Daniel Craig’s Bolivia Look from Quantum of Solace
What works for bigger guys
Remember that comment about using tone-on-tone for combining colors? Well, a dark navy polo shirt under a dark navy Harrington jacket with a pair of dark wash jeans is about as tone-on-tone as it gets. This is also the perfect time to point out that darker colors have an inherent slimming effect. But there are other lessons to learn from 007’s Bolivia outfit. Specifically: strategies for casual jackets, casual shirts and jeans.

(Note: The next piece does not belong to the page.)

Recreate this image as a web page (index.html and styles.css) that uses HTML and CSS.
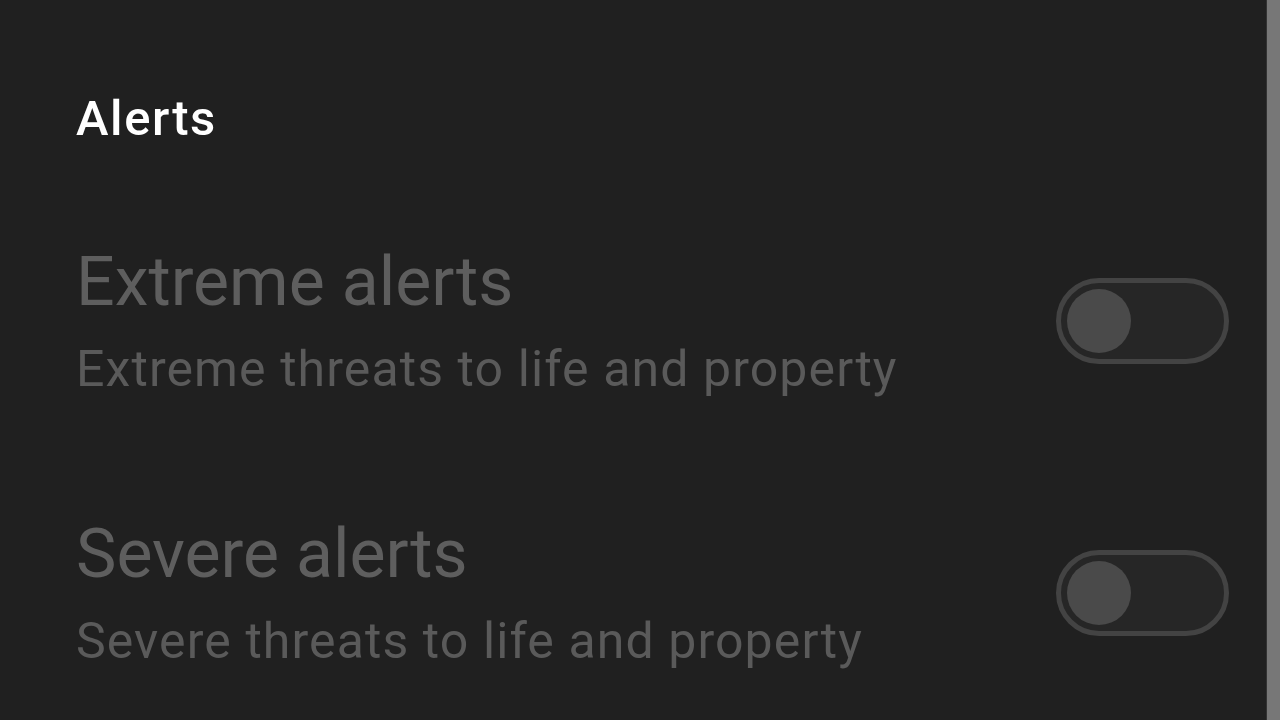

- Let’s start with casual jackets. There are three things to keep in mind. First, avoid knit elastic hems like the plague. They’ll will inevitably ride up and bag out around your waist, adding volume to the mid-section. An open hem, as on Bond’s jacket, will hang straight, maintaining a clean line from the shoulder and down the leg. Second, even bigger guys can get away with a “slim fit” jacket in the right size. For example, the classic Baracuta G9 Harrington is a more generous cut through the mid-section, with larger armholes and wider sleeves. So an XL or XXL in this model comes with a lot of excess fabric that can look baggy. But Bond’s Tom Ford Harrington? That’s a slimmer, straighter cut with higher armholes and an open hem. That’s the type of design your looking for. Third, stay away from raglan sleeves. The visual line of the shoulder seam, which angles up from the shoulder to the collar, makes your shoulders look narrow. The opposite of what we want.
- What about casual shirts? Believe it or not, you have a lot of Bond-style casual shirts to choose from. Ideally, long sleeve shirts in lighter fabrics like linen or poplin work very well for guys with bigger builds. Think Craig’s Orlebar Brown light blue linen shirt from SPECTRE. A shirt like that, properly tailored and with the sleeves rolled up, paired with lighter colored chinos is a great look for the heavier guy.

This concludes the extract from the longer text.